Personalmente ho avuto la fortuna di guardare quel piccolo segmento di partita e di poterlo commentare con un amico che aveva avuto la stessa sorte. Immediatamente ci siamo voltati e ci siamo scambiati lo sguardo che restituiva la certezza di essere sullo stesso piano e di poter scambiare le nostre emozioni da pari. Questa persona, però, era un compagno di squadra dell’autore del gol e quindi aveva da offrirmi un’altra prospettiva, figlia di una conoscenza diretta personale, oltre che tecnica.

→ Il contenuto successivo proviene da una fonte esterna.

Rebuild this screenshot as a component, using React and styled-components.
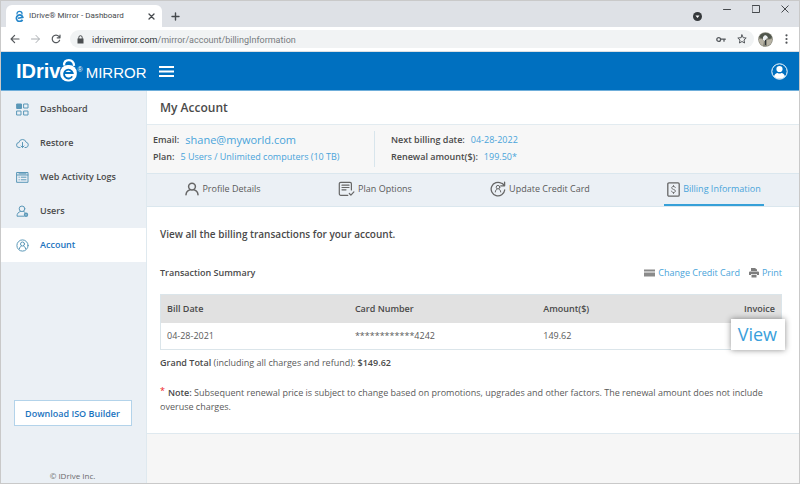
import React from 'react';
import styled, { createGlobalStyle } from 'styled-components';

const GlobalStyle = createGlobalStyle`
  * {
    box-sizing: border-box;
  }
  body {
    margin: 0;
    background: #ffffff;
    color: #4a4a4a;
    font-family: 'Open Sans', 'Liberation Sans', sans-serif;
    font-size: 9px;
    line-height: 14px;
  }
  button {
    font-family: inherit;
    cursor: pointer;
  }
  svg {
    display: block;
    flex-shrink: 0;
  }
`;

const Window = styled.div`
  display: flex;
  flex-direction: column;
  min-height: 100vh;
  border: 1px solid #c9c9c9;
`;

const TabStrip = styled.div`
  display: flex;
  align-items: flex-end;
  height: 26px;
  padding-left: 5px;
  background: #dee1e6;
  color: #45494d;
`;

const BrowserTab = styled.div`
  display: flex;
  align-items: center;
  width: 156px;
  height: 22px;
  padding: 0 7px 0 9px;
  border-radius: 6px 6px 0 0;
  background: #ffffff;
  font-family: Roboto, sans-serif;
  font-size: 8px;
`;

const TabTitle = styled.span`
  flex: 1;
  margin-left: 5px;
  white-space: nowrap;
`;

const IconButton = styled.button`
  display: flex;
  align-items: center;
  justify-content: center;
  padding: 0;
  border: none;
  background: none;
  color: inherit;
`;

const NewTab = styled(IconButton)`
  height: 22px;
  margin-left: 9px;
`;

const WindowControls = styled.div`
  display: flex;
  gap: 21px;
  align-self: flex-start;
  height: 20px;
  margin-left: auto;
  padding: 4px 10px 0 0;
`;

const DownArrow = styled(IconButton)`
  align-self: flex-end;
`;

const WindowButton = styled(IconButton)`
  align-self: flex-start;
`;

const Toolbar = styled.div`
  display: flex;
  align-items: center;
  height: 25px;
  padding: 0 9px;
  border-bottom: 1px solid #dcdfe2;
  color: #55595d;
`;

const NavButtons = styled.div`
  display: flex;
  gap: 10px;
`;

const AddressBar = styled.div`
  display: flex;
  flex: 1;
  align-items: center;
  height: 18px;
  margin: 0 4px 0 9px;
  padding: 0 7px;
  border-radius: 9px;
  background: #f1f3f4;
`;

const Address = styled.div`
  flex: 1;
  margin-left: 8px;
  padding-top: 2px;
  color: #777b7f;
  font-family: Roboto, sans-serif;
  font-size: 9px;

  b {
    color: #303336;
    font-weight: 400;
  }
`;

const AddressActions = styled.div`
  display: flex;
  align-items: center;
  gap: 11px;
`;

const MenuDots = styled(IconButton)`
  width: 8px;
  margin-left: 9px;
`;

const Header = styled.header`
  display: flex;
  align-items: center;
  height: 39px;
  padding: 0 11px 0 15px;
  border-bottom: 1px solid #6faeda;
  background: #0070c0;
  color: #ffffff;
`;

const Logo = styled.a`
  display: flex;
  align-items: flex-end;
  height: 28px;
  padding-bottom: 2px;
  color: #ffffff;
  font-family: 'Liberation Sans', Arial, sans-serif;
  text-decoration: none;
`;

const LogoName = styled.span`
  font-size: 20px;
  font-weight: 700;
  line-height: 24px;
`;

const LogoMark = styled.sup`
  align-self: center;
  font-size: 7px;
  line-height: 12px;
`;

const LogoProduct = styled.span`
  margin-left: 3px;
  font-size: 15px;
  line-height: 20px;
`;

const MenuButton = styled(IconButton)`
  margin-left: 13px;
`;

const ProfileButton = styled(IconButton)`
  margin-left: auto;
`;

const Body = styled.div`
  display: flex;
  flex: 1;
`;

const Sidebar = styled.aside`
  display: flex;
  flex-direction: column;
  width: 146px;
  flex-shrink: 0;
  padding-top: 1px;
  border-right: 1px solid #dfe9ef;
  background: #ebf0f5;
`;

const SideLink = styled.a`
  display: flex;
  align-items: center;
  gap: 11px;
  height: 34px;
  padding-left: 15px;
  background: ${(p) => (p.$active ? '#ffffff' : 'transparent')};
  color: ${(p) => (p.$active ? '#1a73be' : '#4a4a4a')};
  font-weight: 600;
  text-decoration: none;

  svg {
    color: #5b98b8;
  }
`;

const SideFooter = styled.div`
  display: flex;
  flex-direction: column;
  align-items: center;
  gap: 43px;
  margin-top: auto;
  padding-right: 2px;
  color: #6a6a6a;
  font-size: 8px;
`;

const DownloadButton = styled.button`
  width: 118px;
  height: 26px;
  padding: 0;
  border: 1px solid #b3d3ea;
  background: #ffffff;
  color: #1a73be;
  font-size: 9px;
  font-weight: 600;
`;

const Main = styled.main`
  flex: 1;
  min-width: 0;
  background: #f6f6f6;
`;

const PageTitle = styled.h1`
  height: 34px;
  margin: 0;
  padding-left: 13px;
  border-bottom: 1px solid #e2ebf0;
  background: #ffffff;
  font-size: 12px;
  font-weight: 600;
  line-height: 34px;
`;

const Summary = styled.div`
  display: flex;
  height: 48px;
  padding: 6px;
  background: #f7f7f7;
`;

const SummaryColumn = styled.dl`
  width: 221px;
  margin: 0;
  padding-left: ${(p) => (p.$divided ? 16 : 0)}px;
  border-left: ${(p) => (p.$divided ? '1px solid #d8e5ec' : 'none')};
`;

const SummaryRow = styled.div`
  display: flex;
  align-items: center;
  gap: 6px;
  height: 17px;

  dt {
    font-weight: 600;
  }
  dd {
    margin: 0;
    color: #49a4da;
    font-size: ${(p) => (p.$large ? 11 : 9)}px;
    white-space: nowrap;
  }
`;

const Tabs = styled.nav`
  display: grid;
  grid-template-columns: 152fr 152fr 178fr 170fr;
  justify-items: center;
  height: 34px;
  border-top: 1px solid #dbe7ee;
  border-bottom: 1px solid #dbe7ee;
  background: #ebf0f5;
`;

const TabLink = styled.a`
  display: flex;
  align-items: center;
  gap: 3px;
  padding: 0 3px;
  border-bottom: 2px solid ${(p) => (p.$active ? '#36a0d8' : 'transparent')};
  color: ${(p) => (p.$active ? '#49a4da' : '#5a5a5a')};
  text-decoration: none;
  white-space: nowrap;

  svg {
    color: #666666;
  }
`;

const Panel = styled.section`
  padding: 19px 17px 19px 13px;
  border-bottom: 1px solid #dfe9ef;
  background: #ffffff;
`;

const PanelTitle = styled.h2`
  margin: 0 0 24px;
  font-size: 10px;
  font-weight: 600;
  line-height: 16px;
`;

const TableBar = styled.div`
  display: flex;
  align-items: center;
  gap: 9px;
  margin-bottom: 14px;
`;

const TableTitle = styled.h3`
  flex: 1;
  margin: 0;
  font-size: 9px;
  font-weight: 600;
`;

const ActionLink = styled.a`
  display: flex;
  align-items: center;
  gap: 3px;
  color: #49a4da;
  text-decoration: none;
`;

const Transactions = styled.table`
  width: 100%;
  border: 1px solid #dbe5ea;
  border-collapse: collapse;
  table-layout: fixed;

  th,
  td {
    padding: 0 6px;
    text-align: left;
  }
  th {
    height: 28px;
    background: #e1e1e1;
    font-weight: 600;
  }
  td {
    height: 27px;
    color: #5a5a5a;
  }
  th:last-child {
    width: 9%;
    text-align: right;
  }
`;

const InvoiceCell = styled.td`
  position: relative;
`;

const ViewLink = styled.a`
  position: absolute;
  top: -4px;
  right: -4px;
  padding: 0 8px 0 7px;
  background: #ffffff;
  box-shadow: 0 0 6px rgba(0, 0, 0, 0.45);
  color: #3a9fdb;
  font-size: 18px;
  line-height: 31px;
  text-decoration: none;
`;

const Text = styled.p`
  margin: ${(p) => (p.$spaced ? 16 : 6)}px 0 0;
  color: #5a5a5a;

  strong {
    color: #4a4a4a;
    font-weight: 600;
  }
`;

const Asterisk = styled.span`
  float: left;
  height: 10px;
  margin-right: 3px;
  color: #ee2222;
  line-height: 10px;
`;

const stroke = { fill: 'none', stroke: 'currentColor', strokeLinecap: 'round', strokeLinejoin: 'round' };

const Favicon = () => (
  <svg width="9" height="12" viewBox="0 0 18 24">
    <path d="M4 9V7a5 4.5 0 0 1 10 0v2" fill="none" stroke="#2586ca" strokeWidth="2.5" />
    <path d="M15 19.5A6.5 6.5 0 1 1 15.5 14.5L6 16.5" fill="none" stroke="#2586ca" strokeWidth="3.4" />
  </svg>
);

const LogoLock = () => (
  <svg width="17" height="26" viewBox="0 0 17 26">
    <path d="M4 8.5C4 5 6 3.2 8.8 3.2c3 0 4.9 1.8 5.3 5.6" fill="none" stroke="#fff" strokeWidth="2.2" />
    <rect x="0.2" y="8" width="16.6" height="16.6" rx="7.6" fill="#fff" />
    <path d="M12.2 19.4a4.4 4.4 0 1 1 .5-3.4H4.6" fill="none" stroke="#0070c0" strokeWidth="1.8" />
  </svg>
);

const Avatar = () => (
  <svg width="15" height="15" viewBox="0 0 15 15">
    <circle cx="7.5" cy="7.5" r="7.3" fill="#858578" />
    <path d="M1 5a7.2 7.2 0 0 1 13 0l-2 2-3-1-3 1-3-1z" fill="#50564c" />
    <path d="M1 7h3l2 2-1 5a7 7 0 0 1-4-5zM9 8l5-1a7 7 0 0 1-5 7z" fill="#b8b3a5" />
    <path d="M5 5l2-2 2 1 1 2-2 1-1 2-2-1z" fill="#edf0f2" />
    <path d="M7 8h1v5H7z" fill="#30343a" />
  </svg>
);

const DashboardIcon = () => (
  <svg width="13" height="13" viewBox="0 0 13 13" {...stroke}>
    <path d="M1 1h4.5v4.5H1z" fill="currentColor" />
    <path d="M8 1h4v4H8zM1 8h4v4H1zM8 8h4v4H8z" />
  </svg>
);

const RestoreIcon = () => (
  <svg width="13" height="13" viewBox="0 0 13 13" {...stroke}>
    <path d="M4 10.5H3.2a2.5 2.5 0 0 1-.3-5 3.7 3.7 0 0 1 7.2-.3 2.7 2.7 0 0 1 0 5.3H9M6.5 5.5v5M5 9l1.5 1.5L8 9" />
  </svg>
);

const LogsIcon = () => (
  <svg width="13" height="13" viewBox="0 0 13 13" {...stroke}>
    <path d="M1 1.5h11v9.8H1zM1 4h11M3 2.8h7" />
    <path d="M3 6.2h.3M5.2 6.2H10M3 8.8h.3M5.2 8.8H10" />
  </svg>
);

const UsersIcon = () => (
  <svg width="13" height="13" viewBox="0 0 13 13" {...stroke}>
    <circle cx="6" cy="3.8" r="2.8" />
    <path d="M8 11.2H1c0-2.6 1.2-4 3.4-4.7M7.5 6.4l1.4.9" />
    <circle cx="10" cy="9.8" r="1.4" strokeWidth="1.6" />
  </svg>
);

const AccountIcon = () => (
  <svg width="13" height="13" viewBox="0 0 13 13" {...stroke}>
    <circle cx="6.5" cy="6.5" r="5.6" />
    <circle cx="6.5" cy="5" r="2" />
    <path d="M3.4 9.8c.2-1.6 1-2.4 2-2.8M9.6 9.8c-.2-1.6-1-2.4-2-2.8" />
  </svg>
);

const ProfileIcon = () => (
  <svg width="14" height="14" viewBox="0 0 14 14" {...stroke} strokeWidth="1.5">
    <circle cx="7" cy="4.6" r="3.4" />
    <path d="M1 12.8c.2-2.8 1.6-4.2 3.8-4.9M13 12.8c-.2-2.8-1.6-4.2-3.8-4.9" />
  </svg>
);

const PlanIcon = () => (
  <svg width="17" height="16" viewBox="0 0 17 16" {...stroke} strokeWidth="1.2">
    <path d="M13.4 9V2.8A1.5 1.5 0 0 0 12 1.3H2.8a1.5 1.5 0 0 0-1.5 1.5v10a1.5 1.5 0 0 0 1.5 1.5h7M4 4.2h7M4 6.5h7M4 8.8h4M11.3 12.5l1.6 1.6 3-3.2" />
  </svg>
);

const UpdateIcon = () => (
  <svg width="16" height="16" viewBox="0 0 16 16" {...stroke} strokeWidth="1.3">
    <path d="M11.5 2.3A6.8 6.8 0 1 0 14.7 9M14.6 1.2v3.6h-3.8M14.4 4.6l-2-2.1" />
    <circle cx="8" cy="6.2" r="1.8" strokeWidth="1" />
    <path d="M5.3 11c.2-1.7.8-2.4 1.7-3M10.7 11c-.2-1.7-.8-2.4-1.7-3" strokeWidth="1" />
  </svg>
);

const BillingIcon = () => (
  <svg width="13" height="15" viewBox="0 0 13 15" {...stroke}>
    <rect x=".8" y=".8" width="11.4" height="13.4" rx="1.2" strokeWidth="1.3" />
    <path d="M8.3 5.6c-.2-.8-.9-1.2-1.8-1.2-1 0-1.8.5-1.8 1.4 0 2.1 3.7 1.2 3.7 3.2 0 1-.9 1.5-1.9 1.5s-1.8-.5-2-1.4M6.5 3.5v.9M6.5 10.5v1" strokeWidth=".9" />
  </svg>
);

const CardIcon = () => (
  <svg width="11" height="8" viewBox="0 0 11 8" fill="#8a8a8a">
    <path d="M0 .5h11v2H0zM0 3.5h11v4H0z" />
  </svg>
);

const PrintIcon = () => (
  <svg width="10" height="10" viewBox="0 0 10 10" fill="#7d7d7d">
    <path d="M2 0h4l2 1.5V3H2zM1 3.6h8a1 1 0 0 1 1 1V7H8V6H2v1H0V4.6a1 1 0 0 1 1-1zM2.5 6.8h5v2.7h-5z" />
  </svg>
);

const sideItems = [
  { label: 'Dashboard', icon: DashboardIcon },
  { label: 'Restore', icon: RestoreIcon },
  { label: 'Web Activity Logs', icon: LogsIcon },
  { label: 'Users', icon: UsersIcon },
  { label: 'Account', icon: AccountIcon, active: true },
];

const tabItems = [
  { label: 'Profile Details', icon: ProfileIcon },
  { label: 'Plan Options', icon: PlanIcon },
  { label: 'Update Credit Card', icon: UpdateIcon },
  { label: 'Billing Information', icon: BillingIcon, active: true },
];

const BrowserChrome = () => (
  <>
    <TabStrip>
      <BrowserTab>
        <Favicon />
        <TabTitle>IDrive® Mirror - Dashboard</TabTitle>
        <IconButton aria-label="Close tab">
          <svg width="7" height="7" viewBox="0 0 7 7" {...stroke} strokeWidth="1.3"><path d="M1 1l5 5M6 1L1 6" /></svg>
        </IconButton>
      </BrowserTab>
      <NewTab aria-label="New tab">
        <svg width="9" height="9" viewBox="0 0 9 9" {...stroke} strokeWidth="1.4"><path d="M4.5 1v7M1 4.5h7" /></svg>
      </NewTab>
      <WindowControls>
        <DownArrow aria-label="Search tabs">
          <svg width="9" height="9" viewBox="0 0 9 9"><circle cx="4.5" cy="4.5" r="4.5" fill="#35383b" /><path d="M2.5 3.5h4l-2 2.6z" fill="#fff" /></svg>
        </DownArrow>
        <WindowButton aria-label="Minimize">
          <svg width="8" height="8" viewBox="0 0 8 8" {...stroke}><path d="M.5 4.5h7" /></svg>
        </WindowButton>
        <WindowButton aria-label="Maximize">
          <svg width="8" height="8" viewBox="0 0 8 8" {...stroke}><path d="M.5.5h7v7h-7z" /></svg>
        </WindowButton>
        <WindowButton aria-label="Close">
          <svg width="8" height="8" viewBox="0 0 8 8" {...stroke}><path d="M.8.8l6.4 6.4M7.2.8L.8 7.2" /></svg>
        </WindowButton>
      </WindowControls>
    </TabStrip>
    <Toolbar>
      <NavButtons>
        <IconButton aria-label="Back">
          <svg width="10" height="10" viewBox="0 0 10 10" {...stroke} strokeWidth="1.2"><path d="M9 5H1.2M4.6 1.4L1.1 5l3.5 3.6" /></svg>
        </IconButton>
        <IconButton aria-label="Forward">
          <svg width="11" height="10" viewBox="0 0 11 10" {...stroke} stroke="#aaaeb2"><path d="M1.5 5h7.8M6 1.4L9.4 5 6 8.6" /></svg>
        </IconButton>
        <IconButton aria-label="Reload">
          <svg width="10" height="10" viewBox="0 0 10 10" {...stroke} strokeWidth="1.2"><path d="M8.6 6.2A3.8 3.8 0 1 1 7.9 2.4L8.8 3.5M9 1v2.8H6.2" /></svg>
        </IconButton>
      </NavButtons>
      <AddressBar>
        <svg width="7" height="9" viewBox="0 0 7 9"><path d="M.5 3.5h6v5h-6z" fill="#4b4e51" /><path d="M1.8 4V2.4a1.7 1.7 0 0 1 3.4 0V4" fill="none" stroke="#4b4e51" /></svg>
        <Address>
          <b>idrivemirror.com</b>/mirror/account/billingInformation
        </Address>
        <AddressActions>
          <svg width="10" height="7" viewBox="0 0 10 7" {...stroke} strokeWidth="1.3"><circle cx="2.7" cy="3.5" r="1.9" /><path d="M4.8 3.2H9.3M8 3.4v1.8" /></svg>
          <svg width="10" height="10" viewBox="0 0 10 10" {...stroke}><path d="M5 .9l1.2 2.8 3 .3L7 6l.6 3L5 7.5 2.4 9 3 6 .8 4l3-.3z" /></svg>
        </AddressActions>
      </AddressBar>
      <Avatar />
      <MenuDots aria-label="Browser menu">
        <svg width="3" height="10" viewBox="0 0 3 10" fill="#505357"><circle cx="1.5" cy="1.3" r="1.1" /><circle cx="1.5" cy="5" r="1.1" /><circle cx="1.5" cy="8.7" r="1.1" /></svg>
      </MenuDots>
    </Toolbar>
  </>
);

const App = () => (
  <Window>
    <GlobalStyle />
    <BrowserChrome />
    <Header>
      <Logo href="#">
        <LogoName>IDriv</LogoName>
        <LogoLock />
        <LogoMark>®</LogoMark>
        <LogoProduct>MIRROR</LogoProduct>
      </Logo>
      <MenuButton aria-label="Toggle menu">
        <svg width="15" height="13" viewBox="0 0 15 13" fill="#fff"><path d="M0 1h15v2H0zM0 5.5h15v2H0zM0 10h15v2H0z" /></svg>
      </MenuButton>
      <ProfileButton aria-label="Profile">
        <svg width="17" height="17" viewBox="0 0 17 17"><circle cx="8.5" cy="8.5" r="7.7" fill="none" stroke="#fff" /><circle cx="8.5" cy="6" r="3.1" fill="#fff" /><path d="M3 13.4c.5-2.2 2-3.2 3.6-3.5 1.2.7 2.6.7 3.8 0 1.6.3 3.1 1.3 3.6 3.5a7.4 7.4 0 0 1-11 0z" fill="#fff" /></svg>
      </ProfileButton>
    </Header>
    <Body>
      <Sidebar>
        {sideItems.map(({ label, icon: Icon, active }) => (
          <SideLink href="#" key={label} $active={active}>
            <Icon />
            {label}
          </SideLink>
        ))}
        <SideFooter>
          <DownloadButton>Download ISO Builder</DownloadButton>
          <span>© IDrive Inc.</span>
        </SideFooter>
      </Sidebar>
      <Main>
        <PageTitle>My Account</PageTitle>
        <Summary>
          <SummaryColumn>
            <SummaryRow $large>
              <dt>Email:</dt>
              <dd>shane@myworld.com</dd>
            </SummaryRow>
            <SummaryRow>
              <dt>Plan:</dt>
              <dd>5 Users / Unlimited computers (10 TB)</dd>
            </SummaryRow>
          </SummaryColumn>
          <SummaryColumn $divided>
            <SummaryRow>
              <dt>Next billing date:</dt>
              <dd>04-28-2022</dd>
            </SummaryRow>
            <SummaryRow>
              <dt>Renewal amount($):</dt>
              <dd>199.50*</dd>
            </SummaryRow>
          </SummaryColumn>
        </Summary>
        <Tabs>
          {tabItems.map(({ label, icon: Icon, active }) => (
            <TabLink href="#" key={label} $active={active}>
              <Icon />
              {label}
            </TabLink>
          ))}
        </Tabs>
        <Panel>
          <PanelTitle>View all the billing transactions for your account.</PanelTitle>
          <TableBar>
            <TableTitle>Transaction Summary</TableTitle>
            <ActionLink href="#"><CardIcon />Change Credit Card</ActionLink>
            <ActionLink href="#"><PrintIcon />Print</ActionLink>
          </TableBar>
          <Transactions>
            <thead>
              <tr>
                <th>Bill Date</th>
                <th>Card Number</th>
                <th>Amount($)</th>
                <th>Invoice</th>
              </tr>
            </thead>
            <tbody>
              <tr>
                <td>04-28-2021</td>
                <td>************4242</td>
                <td>149.62</td>
                <InvoiceCell>
                  <ViewLink href="#">View</ViewLink>
                </InvoiceCell>
              </tr>
            </tbody>
          </Transactions>
          <Text>
            <strong>Grand Total</strong> (including all charges and refund): <strong>$149.62</strong>
          </Text>
          <Text $spaced>
            <Asterisk>*</Asterisk>
            <strong>Note:</strong> Subsequent renewal price is subject to change based on
            promotions, upgrades and other factors. The renewal amount does not include overuse charges.
          </Text>
        </Panel>
      </Main>
    </Body>
  </Window>
);

export default App;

“Eh, Marco ce li ha sti colpi”, mi ha detto subito dopo, commentando la rete, come a testimoniare l’abilità – seppure in potenza – di Marco di fare le stesse cose di Cristiano Ronaldo o Carlo Parola, quelli che poi diventano immortali perché vanno a finire sulla copertina degli album Panini o nelle sigle di apertura dei programmi sulla Champions League. La differenza tra il gol di Marco e quello di Ronaldo è nel palcoscenico, non nella capacità di colpire chi guarda. E, infatti, in quella semplice frase del mio amico c’è tutta la potenza di quello che scriveva Galeano. Anche su un piccolo impianto sportivo di provincia, il giovedì sera, esiste qualcuno in grado di realizzare un gol così emozionale. Una rete capace di toglierti il fiato per un secondo e rimanerti impressa nella mente per molto tempo può essere segnata in qualsiasi contesto, anche se non esistono replay per solidificarla nelle memoria. Il bello è tutto qua: per raccontare queste reti non hai bisogno di uno stadio da 60mila persone né di videocamere ad alta definizione o video in slow motion; quello di cui hai bisogno è semplicemente aver visto Marco che si coordina per una rovesciata che va a finire in rete proprio come fa un pomodoro lanciato sul muro.